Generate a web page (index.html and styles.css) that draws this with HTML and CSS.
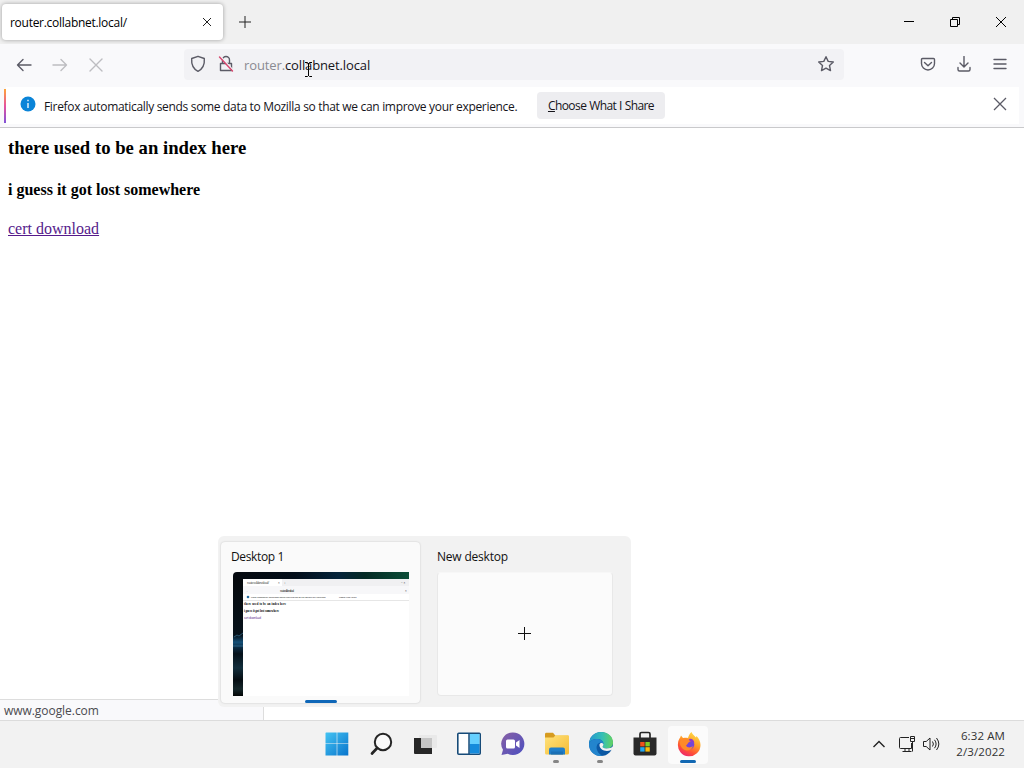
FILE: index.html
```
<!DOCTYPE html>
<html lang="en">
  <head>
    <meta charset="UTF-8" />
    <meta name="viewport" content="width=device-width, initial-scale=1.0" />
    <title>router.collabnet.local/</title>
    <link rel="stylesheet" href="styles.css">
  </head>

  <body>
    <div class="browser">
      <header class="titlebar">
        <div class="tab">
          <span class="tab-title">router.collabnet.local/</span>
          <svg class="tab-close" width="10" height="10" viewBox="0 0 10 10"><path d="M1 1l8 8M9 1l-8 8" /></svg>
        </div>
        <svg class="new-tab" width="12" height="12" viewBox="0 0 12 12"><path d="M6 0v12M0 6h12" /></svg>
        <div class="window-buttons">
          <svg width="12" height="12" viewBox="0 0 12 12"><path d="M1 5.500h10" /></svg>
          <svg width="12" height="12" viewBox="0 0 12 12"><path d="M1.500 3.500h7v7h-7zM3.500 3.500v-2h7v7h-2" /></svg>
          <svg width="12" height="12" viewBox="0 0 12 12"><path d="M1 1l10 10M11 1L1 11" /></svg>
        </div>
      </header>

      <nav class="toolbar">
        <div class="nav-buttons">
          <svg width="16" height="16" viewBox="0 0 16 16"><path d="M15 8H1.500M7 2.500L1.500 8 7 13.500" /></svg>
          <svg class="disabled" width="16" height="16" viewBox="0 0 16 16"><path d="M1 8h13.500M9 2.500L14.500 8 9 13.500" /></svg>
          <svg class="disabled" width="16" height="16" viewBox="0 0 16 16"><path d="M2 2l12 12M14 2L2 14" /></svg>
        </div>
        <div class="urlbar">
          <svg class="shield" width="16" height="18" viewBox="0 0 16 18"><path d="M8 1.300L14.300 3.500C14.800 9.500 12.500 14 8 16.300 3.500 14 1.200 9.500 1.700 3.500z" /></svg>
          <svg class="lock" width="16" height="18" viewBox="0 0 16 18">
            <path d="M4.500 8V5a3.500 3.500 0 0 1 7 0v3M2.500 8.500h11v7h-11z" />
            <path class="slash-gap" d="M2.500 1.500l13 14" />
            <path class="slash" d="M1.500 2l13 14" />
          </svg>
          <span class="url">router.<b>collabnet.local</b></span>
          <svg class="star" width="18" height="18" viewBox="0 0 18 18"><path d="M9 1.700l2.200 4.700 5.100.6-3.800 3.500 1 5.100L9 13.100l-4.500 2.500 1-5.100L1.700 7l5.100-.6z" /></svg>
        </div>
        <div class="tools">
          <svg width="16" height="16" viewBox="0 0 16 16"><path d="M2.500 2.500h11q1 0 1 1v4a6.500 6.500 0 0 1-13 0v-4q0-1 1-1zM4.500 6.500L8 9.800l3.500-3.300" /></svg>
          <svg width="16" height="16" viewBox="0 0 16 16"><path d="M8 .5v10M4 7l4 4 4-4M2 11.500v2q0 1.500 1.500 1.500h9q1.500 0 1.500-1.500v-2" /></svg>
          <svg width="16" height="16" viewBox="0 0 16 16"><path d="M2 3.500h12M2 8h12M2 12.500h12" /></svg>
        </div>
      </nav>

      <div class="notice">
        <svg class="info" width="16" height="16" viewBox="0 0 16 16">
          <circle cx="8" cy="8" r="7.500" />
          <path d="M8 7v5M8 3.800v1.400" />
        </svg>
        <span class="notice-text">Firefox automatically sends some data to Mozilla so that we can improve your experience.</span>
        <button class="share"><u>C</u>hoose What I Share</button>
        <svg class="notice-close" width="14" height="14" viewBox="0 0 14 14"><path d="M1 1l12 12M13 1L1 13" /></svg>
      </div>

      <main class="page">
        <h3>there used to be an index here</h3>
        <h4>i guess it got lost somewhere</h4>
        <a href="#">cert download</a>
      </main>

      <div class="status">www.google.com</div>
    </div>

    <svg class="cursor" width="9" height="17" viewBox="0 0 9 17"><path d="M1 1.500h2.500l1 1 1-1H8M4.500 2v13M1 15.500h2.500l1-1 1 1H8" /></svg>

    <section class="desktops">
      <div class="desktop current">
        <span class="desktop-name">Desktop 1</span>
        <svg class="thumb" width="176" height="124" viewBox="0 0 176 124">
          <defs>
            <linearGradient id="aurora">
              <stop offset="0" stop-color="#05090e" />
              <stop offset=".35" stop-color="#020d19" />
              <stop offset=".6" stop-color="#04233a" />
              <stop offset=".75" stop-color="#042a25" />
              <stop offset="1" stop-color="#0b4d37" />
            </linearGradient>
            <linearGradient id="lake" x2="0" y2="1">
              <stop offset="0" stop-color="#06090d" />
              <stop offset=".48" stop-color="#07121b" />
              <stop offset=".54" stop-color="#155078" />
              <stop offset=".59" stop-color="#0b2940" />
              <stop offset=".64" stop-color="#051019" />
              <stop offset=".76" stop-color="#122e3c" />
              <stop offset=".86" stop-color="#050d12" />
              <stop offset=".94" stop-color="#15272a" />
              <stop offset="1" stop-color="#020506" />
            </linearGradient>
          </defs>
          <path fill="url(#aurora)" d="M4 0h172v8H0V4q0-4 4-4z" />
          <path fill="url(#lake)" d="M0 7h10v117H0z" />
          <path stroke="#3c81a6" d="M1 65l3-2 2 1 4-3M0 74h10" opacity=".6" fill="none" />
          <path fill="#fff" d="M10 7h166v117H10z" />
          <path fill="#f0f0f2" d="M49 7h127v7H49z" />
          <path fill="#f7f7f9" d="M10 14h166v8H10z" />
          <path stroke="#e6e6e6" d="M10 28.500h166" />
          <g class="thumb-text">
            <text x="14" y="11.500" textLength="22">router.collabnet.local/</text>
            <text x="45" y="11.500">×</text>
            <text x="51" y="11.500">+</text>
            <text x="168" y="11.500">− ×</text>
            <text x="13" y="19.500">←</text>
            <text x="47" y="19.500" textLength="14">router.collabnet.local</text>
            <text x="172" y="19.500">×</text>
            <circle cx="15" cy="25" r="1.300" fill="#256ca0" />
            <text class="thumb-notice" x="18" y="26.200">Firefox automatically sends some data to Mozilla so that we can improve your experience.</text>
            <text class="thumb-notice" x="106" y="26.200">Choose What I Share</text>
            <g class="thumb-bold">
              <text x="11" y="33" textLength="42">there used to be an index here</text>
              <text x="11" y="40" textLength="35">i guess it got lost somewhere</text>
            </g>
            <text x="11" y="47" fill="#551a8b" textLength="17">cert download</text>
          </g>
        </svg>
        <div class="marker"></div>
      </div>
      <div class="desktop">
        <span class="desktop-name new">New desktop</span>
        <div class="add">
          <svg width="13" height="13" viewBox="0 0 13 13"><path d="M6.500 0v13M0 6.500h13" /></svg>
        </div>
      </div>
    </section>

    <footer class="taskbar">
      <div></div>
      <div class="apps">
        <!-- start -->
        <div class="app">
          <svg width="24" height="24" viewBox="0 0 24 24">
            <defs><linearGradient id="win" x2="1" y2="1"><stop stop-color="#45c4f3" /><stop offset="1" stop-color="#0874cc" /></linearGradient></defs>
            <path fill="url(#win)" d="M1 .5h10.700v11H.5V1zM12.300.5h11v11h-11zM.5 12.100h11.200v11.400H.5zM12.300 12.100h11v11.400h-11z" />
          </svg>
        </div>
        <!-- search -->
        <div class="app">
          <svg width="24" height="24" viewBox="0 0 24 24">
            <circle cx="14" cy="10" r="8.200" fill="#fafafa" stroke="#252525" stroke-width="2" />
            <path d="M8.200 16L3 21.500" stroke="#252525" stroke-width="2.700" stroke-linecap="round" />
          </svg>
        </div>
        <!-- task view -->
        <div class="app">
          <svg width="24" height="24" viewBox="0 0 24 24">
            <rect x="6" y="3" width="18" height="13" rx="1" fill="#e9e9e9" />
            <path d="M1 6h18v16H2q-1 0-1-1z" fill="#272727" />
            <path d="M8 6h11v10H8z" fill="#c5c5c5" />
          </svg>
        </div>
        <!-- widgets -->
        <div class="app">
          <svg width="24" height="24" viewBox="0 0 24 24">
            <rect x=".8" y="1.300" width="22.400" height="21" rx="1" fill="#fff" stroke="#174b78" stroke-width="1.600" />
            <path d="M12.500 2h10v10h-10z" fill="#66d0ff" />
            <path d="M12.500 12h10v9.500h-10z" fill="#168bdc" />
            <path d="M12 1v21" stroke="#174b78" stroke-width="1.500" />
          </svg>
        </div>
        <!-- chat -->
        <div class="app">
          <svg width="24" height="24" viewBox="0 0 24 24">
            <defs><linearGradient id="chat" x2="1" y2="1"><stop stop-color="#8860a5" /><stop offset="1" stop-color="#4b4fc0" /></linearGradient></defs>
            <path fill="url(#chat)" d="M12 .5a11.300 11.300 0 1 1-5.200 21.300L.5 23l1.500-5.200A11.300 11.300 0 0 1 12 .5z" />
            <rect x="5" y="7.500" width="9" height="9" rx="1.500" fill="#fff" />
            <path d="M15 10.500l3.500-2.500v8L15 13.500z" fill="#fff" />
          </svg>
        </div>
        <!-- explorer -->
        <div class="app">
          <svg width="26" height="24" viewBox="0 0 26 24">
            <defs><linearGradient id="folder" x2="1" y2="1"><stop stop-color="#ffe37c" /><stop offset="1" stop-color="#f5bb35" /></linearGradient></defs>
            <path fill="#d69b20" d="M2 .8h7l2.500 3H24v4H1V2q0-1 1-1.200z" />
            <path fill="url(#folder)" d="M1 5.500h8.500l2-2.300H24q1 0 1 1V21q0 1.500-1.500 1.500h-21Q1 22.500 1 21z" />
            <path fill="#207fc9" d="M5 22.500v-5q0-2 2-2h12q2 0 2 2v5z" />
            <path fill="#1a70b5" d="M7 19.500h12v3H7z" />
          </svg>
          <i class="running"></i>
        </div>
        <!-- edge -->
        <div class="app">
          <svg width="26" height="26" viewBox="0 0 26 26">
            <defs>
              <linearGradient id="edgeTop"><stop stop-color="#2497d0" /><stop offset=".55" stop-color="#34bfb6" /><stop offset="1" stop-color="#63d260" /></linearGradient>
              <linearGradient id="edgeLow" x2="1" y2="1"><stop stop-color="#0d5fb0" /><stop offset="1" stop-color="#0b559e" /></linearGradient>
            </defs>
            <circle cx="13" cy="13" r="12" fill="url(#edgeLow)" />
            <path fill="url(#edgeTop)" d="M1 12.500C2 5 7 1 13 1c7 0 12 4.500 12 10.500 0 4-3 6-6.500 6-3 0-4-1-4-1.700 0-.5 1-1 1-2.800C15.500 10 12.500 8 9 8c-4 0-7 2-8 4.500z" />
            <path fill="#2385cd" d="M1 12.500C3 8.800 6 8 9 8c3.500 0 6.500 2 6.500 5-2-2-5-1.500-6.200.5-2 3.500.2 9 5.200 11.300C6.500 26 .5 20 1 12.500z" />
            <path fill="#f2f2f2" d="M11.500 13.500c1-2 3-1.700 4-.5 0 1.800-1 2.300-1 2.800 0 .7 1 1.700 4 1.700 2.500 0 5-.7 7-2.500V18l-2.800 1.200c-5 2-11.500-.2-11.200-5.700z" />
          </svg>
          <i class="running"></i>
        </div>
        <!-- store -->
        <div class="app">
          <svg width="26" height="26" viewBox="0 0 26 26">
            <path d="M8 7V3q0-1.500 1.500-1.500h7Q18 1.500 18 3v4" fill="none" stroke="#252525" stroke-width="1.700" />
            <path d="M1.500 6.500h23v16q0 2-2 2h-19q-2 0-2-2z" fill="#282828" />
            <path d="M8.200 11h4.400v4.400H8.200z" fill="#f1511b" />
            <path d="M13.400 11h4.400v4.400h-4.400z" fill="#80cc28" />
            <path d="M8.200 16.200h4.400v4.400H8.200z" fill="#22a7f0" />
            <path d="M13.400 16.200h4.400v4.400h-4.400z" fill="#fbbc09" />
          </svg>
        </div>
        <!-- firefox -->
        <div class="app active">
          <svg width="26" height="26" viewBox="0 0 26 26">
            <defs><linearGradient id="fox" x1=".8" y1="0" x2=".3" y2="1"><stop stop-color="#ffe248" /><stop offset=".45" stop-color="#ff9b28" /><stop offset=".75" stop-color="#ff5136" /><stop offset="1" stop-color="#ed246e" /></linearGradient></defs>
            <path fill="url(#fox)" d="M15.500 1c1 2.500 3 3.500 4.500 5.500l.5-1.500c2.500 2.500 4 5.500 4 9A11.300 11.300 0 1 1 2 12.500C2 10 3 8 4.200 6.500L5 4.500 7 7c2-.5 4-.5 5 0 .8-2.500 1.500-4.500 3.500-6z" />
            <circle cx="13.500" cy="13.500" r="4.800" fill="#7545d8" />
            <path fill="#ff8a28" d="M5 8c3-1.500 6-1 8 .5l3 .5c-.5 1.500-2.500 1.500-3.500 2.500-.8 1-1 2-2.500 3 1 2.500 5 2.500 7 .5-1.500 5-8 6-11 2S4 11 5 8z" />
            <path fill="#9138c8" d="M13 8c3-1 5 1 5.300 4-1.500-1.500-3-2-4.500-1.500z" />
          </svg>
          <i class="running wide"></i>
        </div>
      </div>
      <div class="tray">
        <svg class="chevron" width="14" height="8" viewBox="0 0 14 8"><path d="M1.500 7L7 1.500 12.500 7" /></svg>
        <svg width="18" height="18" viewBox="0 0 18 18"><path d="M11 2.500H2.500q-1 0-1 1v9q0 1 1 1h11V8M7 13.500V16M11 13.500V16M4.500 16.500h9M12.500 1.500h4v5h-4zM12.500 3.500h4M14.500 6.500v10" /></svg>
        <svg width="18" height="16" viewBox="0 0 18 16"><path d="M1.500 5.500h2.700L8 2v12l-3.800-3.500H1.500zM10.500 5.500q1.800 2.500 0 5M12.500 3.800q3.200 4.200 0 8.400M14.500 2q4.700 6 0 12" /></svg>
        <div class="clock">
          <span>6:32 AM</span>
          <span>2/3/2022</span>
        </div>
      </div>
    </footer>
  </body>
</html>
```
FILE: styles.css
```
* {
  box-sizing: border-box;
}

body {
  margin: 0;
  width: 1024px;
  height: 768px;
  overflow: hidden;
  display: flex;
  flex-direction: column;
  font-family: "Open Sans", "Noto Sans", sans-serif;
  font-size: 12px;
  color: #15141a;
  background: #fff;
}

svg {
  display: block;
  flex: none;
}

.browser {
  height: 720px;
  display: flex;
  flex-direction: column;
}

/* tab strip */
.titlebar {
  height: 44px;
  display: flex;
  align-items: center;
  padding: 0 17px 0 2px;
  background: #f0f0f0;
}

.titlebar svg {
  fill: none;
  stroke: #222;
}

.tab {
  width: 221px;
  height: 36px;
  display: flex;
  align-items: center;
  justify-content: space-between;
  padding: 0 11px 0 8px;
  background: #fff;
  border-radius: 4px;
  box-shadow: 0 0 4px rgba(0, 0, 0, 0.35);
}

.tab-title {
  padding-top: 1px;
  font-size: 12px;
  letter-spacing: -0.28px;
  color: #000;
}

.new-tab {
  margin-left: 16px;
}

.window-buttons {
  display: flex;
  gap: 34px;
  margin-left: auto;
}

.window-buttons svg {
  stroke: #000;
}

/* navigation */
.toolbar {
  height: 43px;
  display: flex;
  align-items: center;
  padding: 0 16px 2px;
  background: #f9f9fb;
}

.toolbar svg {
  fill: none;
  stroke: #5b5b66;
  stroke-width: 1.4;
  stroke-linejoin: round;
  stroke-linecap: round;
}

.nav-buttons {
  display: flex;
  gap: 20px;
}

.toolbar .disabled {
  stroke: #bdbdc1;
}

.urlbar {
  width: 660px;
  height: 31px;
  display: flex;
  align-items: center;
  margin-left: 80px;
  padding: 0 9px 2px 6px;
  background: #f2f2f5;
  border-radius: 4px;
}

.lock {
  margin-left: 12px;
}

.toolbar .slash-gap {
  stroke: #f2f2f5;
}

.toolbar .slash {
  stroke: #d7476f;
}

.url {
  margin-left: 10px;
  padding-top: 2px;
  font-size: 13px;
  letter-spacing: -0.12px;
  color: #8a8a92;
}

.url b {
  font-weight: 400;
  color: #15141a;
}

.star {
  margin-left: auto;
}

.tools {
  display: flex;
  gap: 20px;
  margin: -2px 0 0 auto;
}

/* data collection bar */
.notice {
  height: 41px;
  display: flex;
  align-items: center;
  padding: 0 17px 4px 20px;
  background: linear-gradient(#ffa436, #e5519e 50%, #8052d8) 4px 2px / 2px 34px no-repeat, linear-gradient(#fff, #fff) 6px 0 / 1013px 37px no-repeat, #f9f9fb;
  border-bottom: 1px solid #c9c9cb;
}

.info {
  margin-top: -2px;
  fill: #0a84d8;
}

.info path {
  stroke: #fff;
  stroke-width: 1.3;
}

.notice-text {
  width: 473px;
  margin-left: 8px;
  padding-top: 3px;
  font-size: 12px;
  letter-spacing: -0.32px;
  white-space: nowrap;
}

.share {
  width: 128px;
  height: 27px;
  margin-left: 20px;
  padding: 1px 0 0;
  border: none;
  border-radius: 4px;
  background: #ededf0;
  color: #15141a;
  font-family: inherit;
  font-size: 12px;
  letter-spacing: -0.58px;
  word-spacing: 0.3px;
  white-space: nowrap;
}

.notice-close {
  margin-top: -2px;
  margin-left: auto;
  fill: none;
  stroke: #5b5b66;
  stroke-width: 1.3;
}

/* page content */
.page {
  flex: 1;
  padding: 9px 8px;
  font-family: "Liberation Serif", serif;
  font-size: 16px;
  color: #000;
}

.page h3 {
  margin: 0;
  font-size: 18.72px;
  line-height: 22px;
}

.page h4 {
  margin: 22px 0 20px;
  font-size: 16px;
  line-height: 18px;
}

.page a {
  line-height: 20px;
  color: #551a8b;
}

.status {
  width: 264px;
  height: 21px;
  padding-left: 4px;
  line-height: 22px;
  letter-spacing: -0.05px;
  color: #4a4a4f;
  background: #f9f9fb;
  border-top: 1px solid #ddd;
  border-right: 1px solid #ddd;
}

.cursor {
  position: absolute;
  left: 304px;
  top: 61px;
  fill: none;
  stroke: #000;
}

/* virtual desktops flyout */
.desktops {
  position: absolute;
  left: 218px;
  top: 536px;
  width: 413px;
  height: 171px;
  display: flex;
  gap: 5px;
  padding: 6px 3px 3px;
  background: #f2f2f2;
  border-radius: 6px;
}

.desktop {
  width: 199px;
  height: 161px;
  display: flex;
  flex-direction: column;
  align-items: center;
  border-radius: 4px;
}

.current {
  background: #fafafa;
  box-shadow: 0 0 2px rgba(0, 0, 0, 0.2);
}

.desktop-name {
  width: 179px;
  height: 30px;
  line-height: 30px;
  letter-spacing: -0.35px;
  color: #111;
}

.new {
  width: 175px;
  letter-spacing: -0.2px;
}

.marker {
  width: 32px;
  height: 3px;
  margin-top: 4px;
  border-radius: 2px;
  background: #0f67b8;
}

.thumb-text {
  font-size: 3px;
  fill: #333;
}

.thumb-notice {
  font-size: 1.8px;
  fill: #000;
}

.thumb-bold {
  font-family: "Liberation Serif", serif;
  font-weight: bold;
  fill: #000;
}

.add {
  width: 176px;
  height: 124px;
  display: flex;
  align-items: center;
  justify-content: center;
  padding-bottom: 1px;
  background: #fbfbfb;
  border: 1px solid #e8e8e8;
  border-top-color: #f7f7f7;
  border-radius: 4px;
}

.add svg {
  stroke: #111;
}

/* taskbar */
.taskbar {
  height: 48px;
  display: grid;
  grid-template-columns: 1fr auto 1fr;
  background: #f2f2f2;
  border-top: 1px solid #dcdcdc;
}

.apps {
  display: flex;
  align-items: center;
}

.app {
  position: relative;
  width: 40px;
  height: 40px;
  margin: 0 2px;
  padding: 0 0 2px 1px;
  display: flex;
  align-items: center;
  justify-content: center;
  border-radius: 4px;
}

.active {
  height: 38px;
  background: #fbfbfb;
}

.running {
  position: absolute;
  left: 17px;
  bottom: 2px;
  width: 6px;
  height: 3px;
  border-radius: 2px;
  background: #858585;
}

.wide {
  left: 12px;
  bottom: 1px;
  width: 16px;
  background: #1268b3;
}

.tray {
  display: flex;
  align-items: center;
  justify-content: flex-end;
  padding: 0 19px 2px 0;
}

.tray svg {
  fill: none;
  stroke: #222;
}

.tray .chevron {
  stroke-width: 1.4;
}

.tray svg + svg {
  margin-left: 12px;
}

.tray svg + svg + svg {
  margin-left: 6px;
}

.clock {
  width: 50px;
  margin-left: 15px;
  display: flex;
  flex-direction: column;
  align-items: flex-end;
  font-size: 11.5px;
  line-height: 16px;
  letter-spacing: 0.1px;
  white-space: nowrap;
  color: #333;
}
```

Written task.
Each line above that includes "styles" should be shown.

Answer for this exercise.
Generate a web page (index.html and styles.css) that draws this with HTML and CSS.
    <link rel="stylesheet" href="styles.css">
FILE: styles.css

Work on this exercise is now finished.